Burgeoning caseloads are straining child welfare workers in Ohio, whose duties include home visits with the children in their care. ( Stock)
Burgeoning caseloads are straining child welfare workers in Ohio, whose duties include home visits with the children in their care. ( Stock)
May 9, 2019

COLUMBUS, Ohio – Jerica Estle-Grooms had a drastically different childhood than most children in Ohio. And as a young adult, the former foster child now is speaking out about the needs of children in foster care.

Estle-Grooms says she entered her first foster home at the age of 12, after losing both her parents to drug overdoses.

"So many kids out there witness abuse and neglect, and having foster homes gets kids them away from that and allows kids to be independent," she states.

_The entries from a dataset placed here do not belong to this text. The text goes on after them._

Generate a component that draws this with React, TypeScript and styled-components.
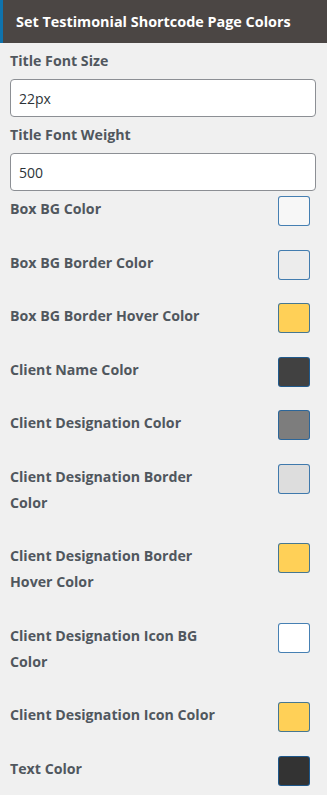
import styled, { createGlobalStyle } from "styled-components";

const GlobalStyle = createGlobalStyle`
  html, body {
    margin: 0;
    padding: 0;
    background: #f0f0f0;
  }
  body {
    font-family: "Open Sans", "Noto Sans", "Liberation Sans", sans-serif;
  }
`;

const Panel = styled.div`
  width: 327px;
  min-height: 795px;
  background: #f0f0f0;
`;

const Header = styled.div`
  height: 43px;
  display: flex;
  align-items: center;
  background: #4b4644;
  border-left: 3px solid #0f73ad;
  padding-left: 13px;
  color: #ffffff;
  font-size: 14.4px;
  font-weight: 700;
`;

const Body = styled.div`
  display: flex;
  flex-direction: column;
  padding: 5px 11px 0 10px;
`;

const Label = styled.div`
  font-size: 14.2px;
  font-weight: 700;
  line-height: 26px;
  color: #50575e;
`;

const TextInput = styled.input`
  box-sizing: border-box;
  width: 100%;
  height: 38px;
  margin: 5px 0;
  padding: 0 8px;
  border: 1px solid #8c8f94;
  border-radius: 4px;
  background: #ffffff;
  color: #2c3338;
  font-family: inherit;
  font-size: 14px;
  outline: none;
`;

const ColorRow = styled.div`
  display: flex;
  justify-content: space-between;
  align-items: flex-start;
`;

const ColorLabel = styled(Label)`
  width: 215px;
  padding-bottom: 27.5px;
`;

const Swatch = styled.div<{ $color: string }>`
  box-sizing: border-box;
  width: 32px;
  height: 30px;
  margin-right: 6px;
  border: 1px solid rgba(24, 96, 160, 0.8);
  border-radius: 3px;
  background: ${(p) => p.$color};
`;

const colors = [
  { label: "Box BG Color", color: "#f7f7f7" },
  { label: "Box BG Border Color", color: "#ececec" },
  { label: "Box BG Border Hover Color", color: "#ffd057" },
  { label: "Client Name Color", color: "#414141" },
  { label: "Client Designation Color", color: "#7d7d7d" },
  { label: "Client Designation Border Color", color: "#dddddd" },
  { label: "Client Designation Border Hover Color", color: "#ffd057" },
  { label: "Client Designation Icon BG Color", color: "#ffffff" },
  { label: "Client Designation Icon Color", color: "#ffd057" },
  { label: "Text Color", color: "#333333" },
];

const App = () => {
  return (
    <Panel>
      <GlobalStyle />
      <Header>Set Testimonial Shortcode Page Colors</Header>
      <Body>
        <Label>Title Font Size</Label>
        <TextInput defaultValue="22px" />
        <Label>Title Font Weight</Label>
        <TextInput defaultValue="500" />
        {colors.map((c) => (
          <ColorRow key={c.label}>
            <ColorLabel>{c.label}</ColorLabel>
            <Swatch $color={c.color} />
          </ColorRow>
        ))}
      </Body>
    </Panel>
  );
};

export default App;
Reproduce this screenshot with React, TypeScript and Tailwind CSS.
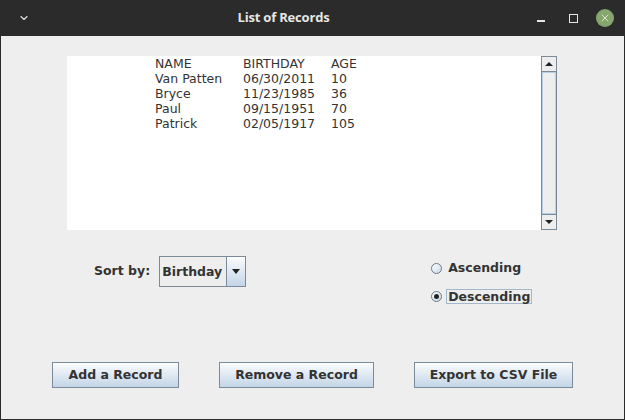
import { ChevronDown, X } from 'lucide-react';

const rows = [
  ['NAME', 'BIRTHDAY', 'AGE'],
  ['Van Patten', '06/30/2011', '10'],
  ['Bryce', '11/23/1985', '36'],
  ['Paul', '09/15/1951', '70'],
  ['Patrick', '02/05/1917', '105'],
];

function MetalButton({ label, className }: { label: string; className: string }) {
  return (
    <button
      className={`h-[26px] border border-[#7a8a99] bg-gradient-to-b from-[#fbfcfd] to-[#c3d5e7] text-[12.5px] font-bold text-[#333] ${className}`}
    >
      {label}
    </button>
  );
}

function Radio({ checked }: { checked?: boolean }) {
  return (
    <span className="flex h-[11px] w-[11px] items-center justify-center rounded-full border border-[#6b7b8a] bg-gradient-to-br from-white to-[#c8d8e8]">
      {checked && <span className="h-[5px] w-[5px] rounded-full bg-[#222]" />}
    </span>
  );
}

export default function App() {
  return (
    <div className="h-[420px] w-[625px] overflow-hidden bg-[#2b2b2b] font-['DejaVu_Sans',sans-serif]">
      <div className="flex h-[36px] items-center rounded-t-[8px] text-[#e6e6e6]">
        <ChevronDown className="ml-[18px] h-[12px] w-[12px]" strokeWidth={2.2} />
        <div className="flex-1 text-center font-['Open_Sans',sans-serif] text-[13px] font-bold tracking-[-0.2px]">
          List of Records
        </div>
        <span className="mr-[24px] mt-[6px] h-[1.5px] w-[8px] bg-[#e6e6e6]" />
        <span className="mr-[18px] h-[9px] w-[9px] border-[1.5px] border-[#e6e6e6]" />
        <span className="mr-[11px] flex h-[18px] w-[18px] items-center justify-center rounded-full bg-[#87a66e]">
          <X className="h-[12px] w-[12px] text-[#eef4e8]" strokeWidth={1.6} />
        </span>
      </div>

      <div className="mx-px flex h-[383px] flex-col bg-[#eeeeee] text-[#333]">
        <div className="ml-[66px] mt-[20px] flex h-[174px] w-[490px]">
          <div className="flex-1 bg-white text-[12.5px] leading-[15px]">
            {rows.map((r, i) => (
              <div key={i} className="grid grid-cols-[88px_88px_88px] pl-[88px]">
                {r.map((c, j) => (
                  <span key={j}>{c}</span>
                ))}
              </div>
            ))}
          </div>
          <div className="flex w-[16px] flex-col border border-[#7a8a99] bg-[#eeeeee]">
            <div className="flex h-[15px] items-center justify-center border-b border-[#7a8a99]">
              <span className="h-0 w-0 border-x-[4px] border-b-[4px] border-x-transparent border-b-[#222]" />
            </div>
            <div className="flex-1 border border-[#b8cfe5]" />
            <div className="flex h-[15px] items-center justify-center border-t border-[#7a8a99]">
              <span className="h-0 w-0 border-x-[4px] border-t-[4px] border-x-transparent border-t-[#222]" />
            </div>
          </div>
        </div>

        <div className="mt-[25px] flex h-[50px]">
          <div className="ml-[93px] mt-[1px] flex h-[31px] items-center">
            <span className="text-[12.5px] font-bold">Sort by:</span>
            <div className="ml-[9px] flex h-[31px] w-[87px] border border-[#7a8a99] bg-[#eeeeee]">
              <span className="flex flex-1 items-center pl-[2px] pt-[1px] text-[12.5px] font-bold">Birthday</span>
              <span className="flex w-[19px] items-center justify-center border-l border-[#7a8a99] bg-gradient-to-b from-[#fbfcfd] to-[#c3d5e7]">
                <span className="h-0 w-0 border-x-[4.5px] border-t-[5px] border-x-transparent border-t-[#222]" />
              </span>
            </div>
          </div>
          <div className="ml-[185px] flex flex-col">
            <div className="mt-[6px] flex h-[15px] items-center gap-[5px]">
              <Radio />
              <span className="pl-[1px] text-[12.5px] font-bold">Ascending</span>
            </div>
            <div className="mt-[13px] flex h-[15px] items-center gap-[4px]">
              <Radio checked />
              <span className="border border-[#a3b8cc] px-[1px] text-[12.5px] font-bold leading-[13px]">
                Descending
              </span>
            </div>
          </div>
        </div>

        <div className="mt-[57px] flex">
          <MetalButton label="Add a Record" className="ml-[51px] w-[127px]" />
          <MetalButton label="Remove a Record" className="ml-[40px] w-[155px]" />
          <MetalButton label="Export to CSV File" className="ml-[40px] w-[159px]" />
        </div>
      </div>
    </div>
  );
}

After emancipating from care at age 18, Estle-Grooms worked full-time to put herself through college. She says she was fortunate to have been taken in by a friend's family, which still supports and encourages her today, as do her caseworkers.

"I've been through foster care and I've lived it day in, day out,” she states. “It made me who I am today. But I honestly, couldn't have done it without the support of Children's Services."

Estle-Grooms recently shared her story with an Ohio House committee, and spoke to the need to better support the foster-care system.

Lawmakers must have been listening, as $60 million for child protection was added in the House version of the budget. It doubles the current allocation for county children's services.

In Ohio, 3,500 more children are in the custody of county agencies than five years ago. Jill Wright, director of Adams County Children Services, explains this is partly the result of the opioid-abuse crisis.

"I've worked here 27 years,” she relates. “The number of children entering in to foster care is tremendous. The kids are having more complex trauma. We're dealing with children with mental-health issues, child abuse and neglect issues, unruly delinquent issues."

Wright says finding and paying for placements for children with such extensive needs is difficult. She adds that burgeoning caseloads are straining staff, whose work includes home visits with the children in their care.

"A lot of our children are placed in other counties, so that's a full day of travel,” she points out. “Then you have to make contact with the biological family – mother, father, anybody else involved with the child.

“That's just not one home visit. That could be five or six to try to get this family back together."

The Ohio House is expected to vote on the budget in the next couple of weeks, and it then heads to the Senate for consideration.